The list comprehension consists of two parts separated by a vertical bar. After the vertical bar are comma-separated clauses, each of which either fits the form “symbol <- listExpression” or is a Boolean expression. A “symbol <- listExpression” clause says that the remainder of the comprehension should be evaluated with symbol taking on each value from the list. A Boolean expression clause filters out only those values for which the expression is true. For each symbol value that satisfies the Boolean clauses, the expression before the vertical bar is evaluated, with its value included in the constructed list.

As a more complex example, the following expression computes all products of two distinct two-digit primes.

[ x * y | x <- [10..99], isPrime x, y <- [(x + 1)..99], isPrime y ]

In this case, we have two symbols varying over different lists. We iterate x over all two-digit integers, testing whether it is prime; for each x that satisfies that test we iterate y over all two-digit integers beyond x, and for those that are prime, we include x * y in our resulting list.

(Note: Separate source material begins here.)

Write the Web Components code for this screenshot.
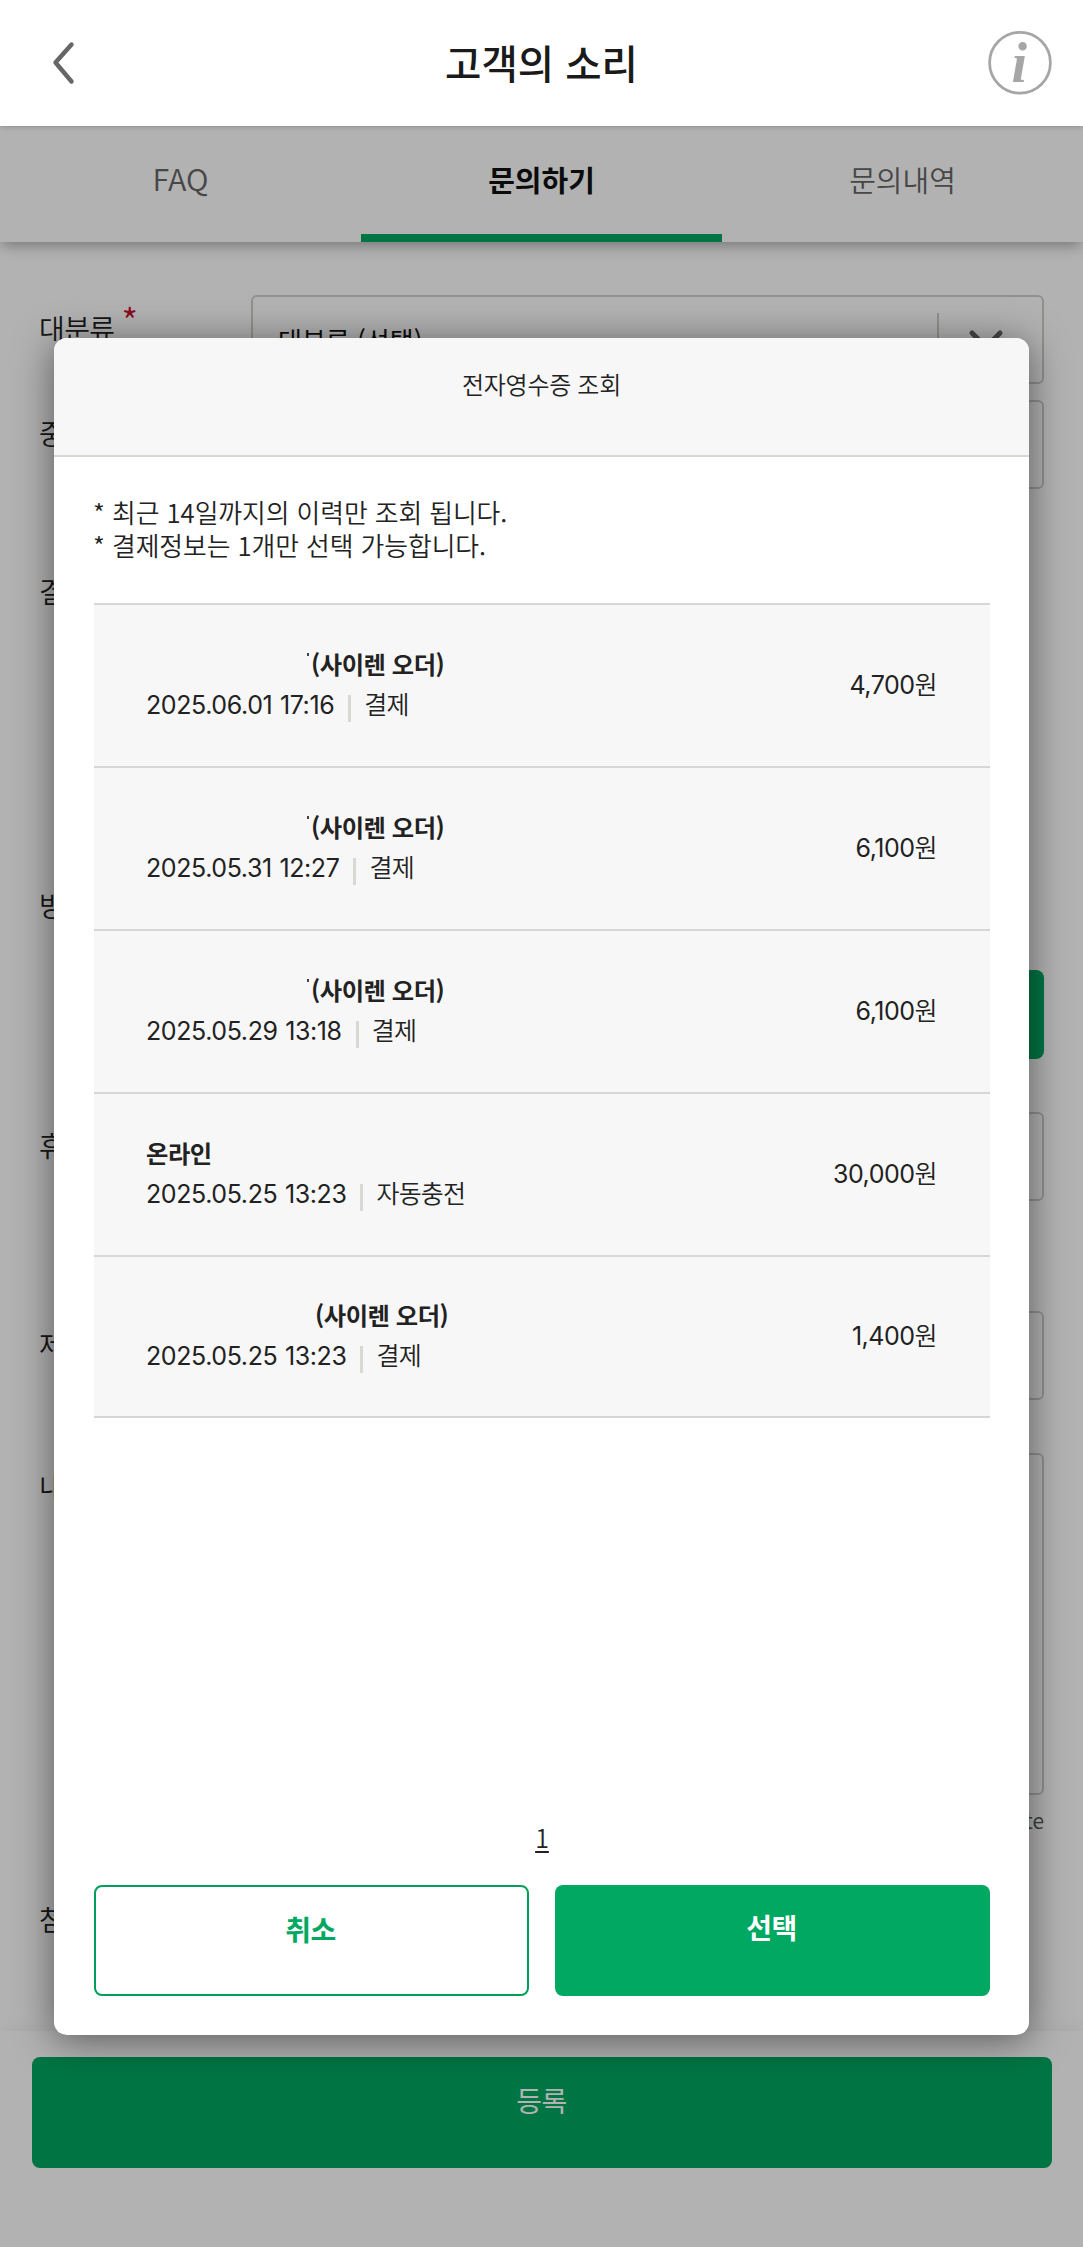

The message to take from this document is this: Quite often, whenever you want to do something with functional programming, the obvious way to do the problem might be to use recursion, but it often pays to consider doing it instead with the powerful set of built-in list functions. That's true even with functions like isPrime, where list functions initially seem not to apply. Lists are one of the most powerful tools at your disposal in programming using a functional language.